Website aims to tell stories of fallen soldiers to their young kids
‘Remember with Letters’ founder plans to write out by hand letters submitted by soldiers about their fallen comrades and present them to the bereaved
Gavriel Fiske is a reporter at The Times of Israel
Noam Ashram of Kfar Saba, a reserve sergeant major in the 179th Brigade, was 37 when he succumbed in January to injuries he had sustained a few weeks previously during a battle in central Gaza.
Ashram left behind a wife and three young children. Those kids, aged 7, 2 and 1, will grow up without their father and, in the case of the youngest two, without any real memories of him at all.
But thanks to “Remember with Letters,” a new project that aims to collect stories about fallen IDF soldiers, Ashram’s children, and others in the same situation, will be able to have a glimpse of their lost parent through the eyes of those who served with them.
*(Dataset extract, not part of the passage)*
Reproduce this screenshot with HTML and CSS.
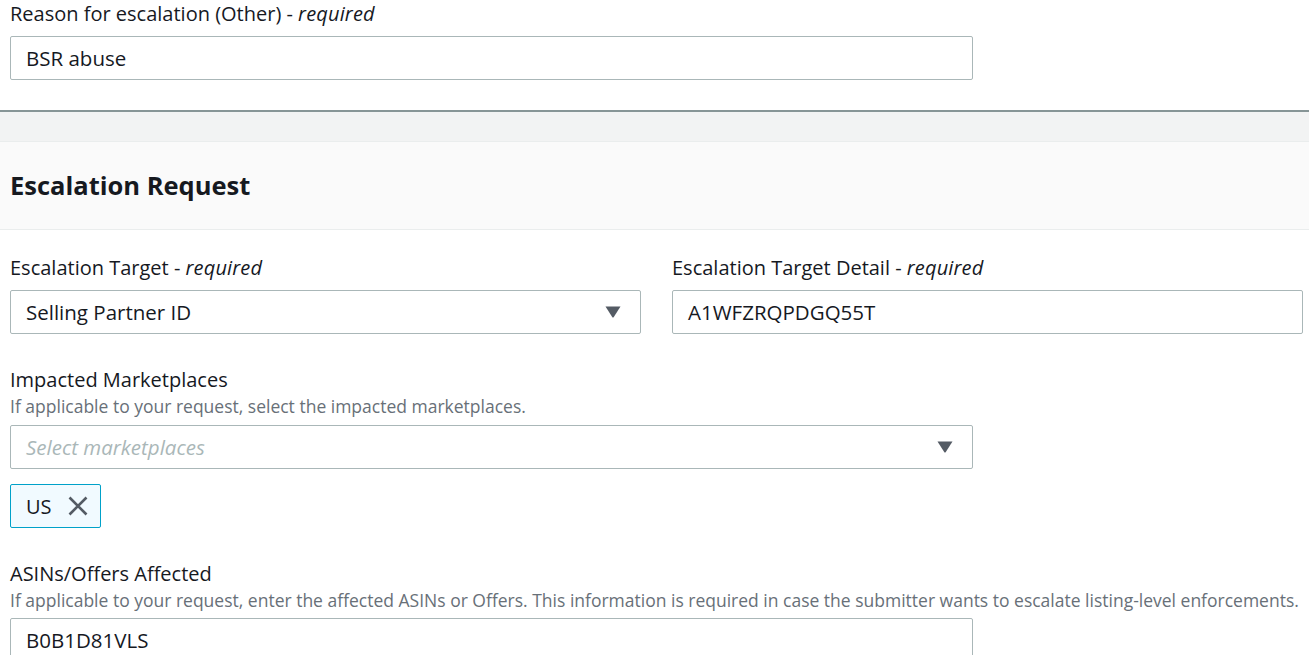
FILE: index.html
```html
<!DOCTYPE html>
<html lang="en">
<head>
<meta charset="utf-8">
<title>Escalation Request</title>
<link rel="stylesheet" href="styles.css">
</head>
<body>
<div class="page">
  <section class="top">
    <div class="field wide">
      <label class="label">Reason for escalation (Other) - <em>required</em></label>
      <div class="control input">BSR abuse</div>
    </div>
  </section>

  <div class="divider"></div>

  <header class="section-header">
    <h2>Escalation Request</h2>
  </header>

  <section class="body">
    <div class="row">
      <div class="field">
        <label class="label">Escalation Target - <em>required</em></label>
        <div class="control select">
          <span>Selling Partner ID</span>
          <svg class="caret" viewBox="0 0 16 12" width="16" height="12"><path d="M0.5 0.5 H15.5 L8.8 11 Q8 12 7.2 11 Z" fill="#545b64"/></svg>
        </div>
      </div>
      <div class="field">
        <label class="label">Escalation Target Detail - <em>required</em></label>
        <div class="control input">A1WFZRQPDGQ55T</div>
      </div>
    </div>

    <div class="field wide">
      <label class="label">Impacted Marketplaces</label>
      <div class="desc">If applicable to your request, select the impacted marketplaces.</div>
      <div class="control select">
        <span class="placeholder">Select marketplaces</span>
        <svg class="caret" viewBox="0 0 16 12" width="16" height="12"><path d="M0.5 0.5 H15.5 L8.8 11 Q8 12 7.2 11 Z" fill="#545b64"/></svg>
      </div>
      <div class="tokens">
        <div class="token">
          <span>US</span>
          <svg class="dismiss" viewBox="0 0 20 20" width="20" height="20"><path d="M1.5 1.5 L18.5 18.5 M18.5 1.5 L1.5 18.5" stroke="#545b64" stroke-width="2.6" fill="none"/></svg>
        </div>
      </div>
    </div>

    <div class="field asins">
      <label class="label">ASINs/Offers Affected</label>
      <div class="desc">If applicable to your request, enter the affected ASINs or Offers. This information is required in case the submitter wants to escalate listing-level enforcements.</div>
      <div class="control input narrow">B0B1D81VLS</div>
    </div>
  </section>
</div>
</body>
</html>
```

FILE: styles.css
```css
* { box-sizing: border-box; }
html, body { margin: 0; padding: 0; background: #ffffff; }
body {
  font-family: "Open Sans", "Liberation Sans", Arial, sans-serif;
  color: #16191f;
  font-size: 20px;
  overflow: hidden;
}
.page { width: 1309px; }

.top { padding: 0 6px 30px 10px; }

.field { display: flex; flex-direction: column; }
.field.wide { width: 963px; }

.label {
  font-size: 20px;
  line-height: 28px;
  color: #16191f;
  margin-bottom: 8px;
}
.label em { font-style: italic; letter-spacing: 0.15px; }

.desc {
  font-size: 17.5px;
  line-height: 22px;
  color: #687078;
  margin-top: -7px;
  margin-bottom: 8px;
  white-space: nowrap;
}

.control {
  height: 44px;
  border: 1px solid #aab7b8;
  border-radius: 2px;
  background: #ffffff;
  display: flex;
  align-items: center;
  padding: 0 15px;
  font-size: 20.5px;
  color: #16191f;
}
.control.narrow { width: 963px; }
.select { justify-content: space-between; padding-right: 19px; }
.placeholder { color: #aab7b8; font-style: italic; }
.caret { display: block; }

.divider {
  height: 2px;
  background: #879596;
  box-shadow: 0 1px 1px rgba(0,28,36,0.25);
}
.section-header {
  margin-top: 0;
  padding-top: 29px;
  background: #f2f3f3;
}
.section-header h2 {
  margin: 0;
  background: #fafafa;
  border-top: 1px solid #eaeded;
  border-bottom: 1px solid #eaeded;
  height: 89px;
  display: flex;
  align-items: center;
  padding: 0 10px 2px;
  font-size: 25.5px;
  font-weight: 700;
  color: #16191f;
}

.body {
  padding: 24px 6px 0 10px;
  display: flex;
  flex-direction: column;
  gap: 32px;
}
.row {
  display: grid;
  grid-template-columns: 631px 631px;
  column-gap: 31px;
}

.tokens { margin-top: 15px; display: flex; }
.token {
  height: 44px;
  border: 1px solid #00a1c9;
  border-radius: 2px;
  background: #f1faff;
  display: flex;
  align-items: center;
  padding: 0 12px 0 15px;
  gap: 16px;
  font-size: 20px;
}
.dismiss { display: block; }
.asins .control { margin-top: -1px; }
```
Ashram’s death was a direct inspiration for the project, explained “Remember with Letters” initiator Tamara Wiesen, because he was close friends with her husband, who served in the same unit.
“I was just thinking about his kids, and what I could do for his kids that would be meaningful. Especially because they are small, they won’t grow up with so many memories of their father, and Noam was a larger-than-life figure,” she recalled, speaking to The Times of Israel by phone.
“I figured everyone on his team would have stories about him, so I thought I would collect them… I wanted the children to have this image of him as a superhero, a brave person. So many kids have lost parents in this war, so I decided I would widen it, to include every child who lost a parent,” Wiesen said.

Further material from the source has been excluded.